* START *

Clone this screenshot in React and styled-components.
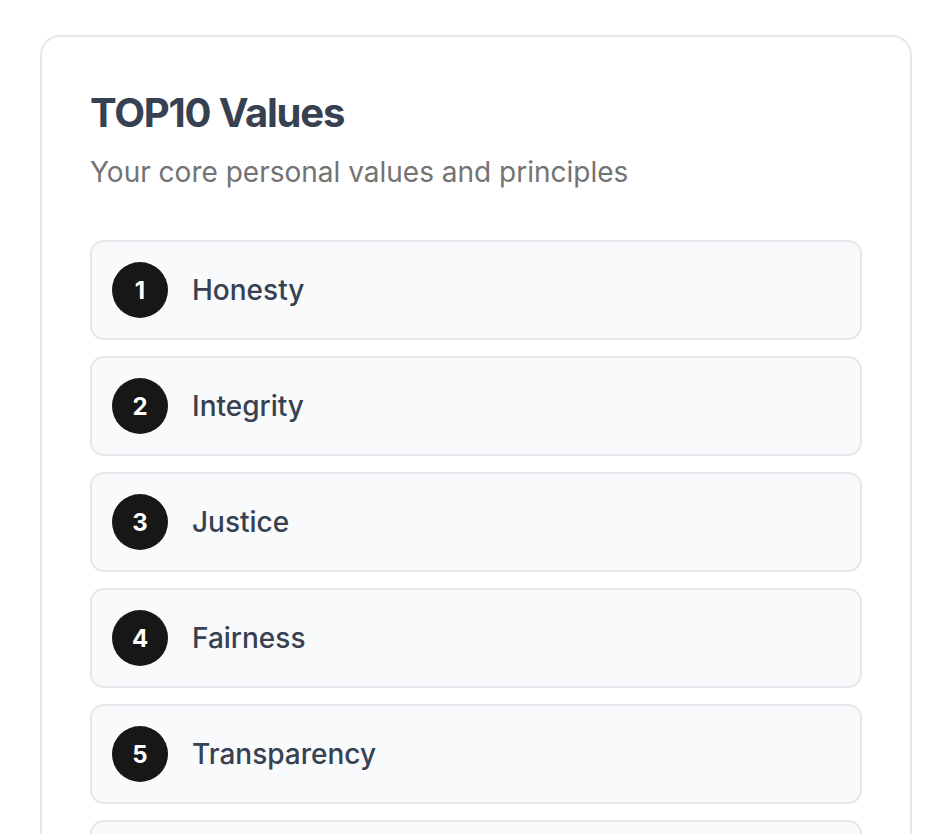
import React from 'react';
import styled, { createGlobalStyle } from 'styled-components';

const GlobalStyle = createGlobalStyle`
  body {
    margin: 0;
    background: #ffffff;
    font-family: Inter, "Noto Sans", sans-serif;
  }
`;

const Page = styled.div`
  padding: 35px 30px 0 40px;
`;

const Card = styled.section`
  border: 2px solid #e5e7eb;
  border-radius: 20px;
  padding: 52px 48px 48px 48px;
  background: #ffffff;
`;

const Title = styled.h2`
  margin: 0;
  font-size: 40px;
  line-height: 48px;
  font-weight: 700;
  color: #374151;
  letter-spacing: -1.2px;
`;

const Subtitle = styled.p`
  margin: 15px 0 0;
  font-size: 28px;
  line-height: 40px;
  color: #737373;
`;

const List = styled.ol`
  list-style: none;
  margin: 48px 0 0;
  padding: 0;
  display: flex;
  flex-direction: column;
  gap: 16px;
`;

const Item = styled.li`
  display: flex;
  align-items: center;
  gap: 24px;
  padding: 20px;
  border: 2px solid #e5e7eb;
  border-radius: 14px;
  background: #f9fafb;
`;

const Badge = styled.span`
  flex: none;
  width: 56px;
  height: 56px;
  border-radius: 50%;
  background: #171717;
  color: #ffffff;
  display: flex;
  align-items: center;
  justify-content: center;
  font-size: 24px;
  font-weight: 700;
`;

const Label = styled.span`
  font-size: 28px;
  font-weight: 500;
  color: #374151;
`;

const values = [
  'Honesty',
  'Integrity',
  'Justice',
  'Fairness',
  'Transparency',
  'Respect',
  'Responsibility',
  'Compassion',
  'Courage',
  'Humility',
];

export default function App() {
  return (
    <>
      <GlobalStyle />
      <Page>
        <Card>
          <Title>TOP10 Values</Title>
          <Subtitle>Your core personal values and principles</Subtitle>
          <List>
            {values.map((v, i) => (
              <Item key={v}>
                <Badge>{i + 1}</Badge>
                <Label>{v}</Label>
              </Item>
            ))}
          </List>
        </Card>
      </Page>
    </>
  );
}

* END *

### TASK STATEMENT
Omit every picture while copying the listing above exactly.

### THE REPLY
Clone this screenshot in React and styled-components.
import React from 'react';
import styled, { createGlobalStyle } from 'styled-components';

const GlobalStyle = createGlobalStyle`
  body {
    margin: 0;
    background: #ffffff;
    font-family: Inter, "Noto Sans", sans-serif;
  }
`;

const Page = styled.div`
  padding: 35px 30px 0 40px;
`;

const Card = styled.section`
  border: 2px solid #e5e7eb;
  border-radius: 20px;
  padding: 52px 48px 48px 48px;
  background: #ffffff;
`;

const Title = styled.h2`
  margin: 0;
  font-size: 40px;
  line-height: 48px;
  font-weight: 700;
  color: #374151;
  letter-spacing: -1.2px;
`;

const Subtitle = styled.p`
  margin: 15px 0 0;
  font-size: 28px;
  line-height: 40px;
  color: #737373;
`;

const List = styled.ol`
  list-style: none;
  margin: 48px 0 0;
  padding: 0;
  display: flex;
  flex-direction: column;
  gap: 16px;
`;

const Item = styled.li`
  display: flex;
  align-items: center;
  gap: 24px;
  padding: 20px;
  border: 2px solid #e5e7eb;
  border-radius: 14px;
  background: #f9fafb;
`;

const Badge = styled.span`
  flex: none;
  width: 56px;
  height: 56px;
  border-radius: 50%;
  background: #171717;
  color: #ffffff;
  display: flex;
  align-items: center;
  justify-content: center;
  font-size: 24px;
  font-weight: 700;
`;

const Label = styled.span`
  font-size: 28px;
  font-weight: 500;
  color: #374151;
`;

const values = [
  'Honesty',
  'Integrity',
  'Justice',
  'Fairness',
  'Transparency',
  'Respect',
  'Responsibility',
  'Compassion',
  'Courage',
  'Humility',
];

export default function App() {
  return (
    <>
      <GlobalStyle />
      <Page>
        <Card>
          <Title>TOP10 Values</Title>
          <Subtitle>Your core personal values and principles</Subtitle>
          <List>
            {values.map((v, i) => (
              <Item key={v}>
                <Badge>{i + 1}</Badge>
                <Label>{v}</Label>
              </Item>
            ))}
          </List>
        </Card>
      </Page>
    </>
  );
}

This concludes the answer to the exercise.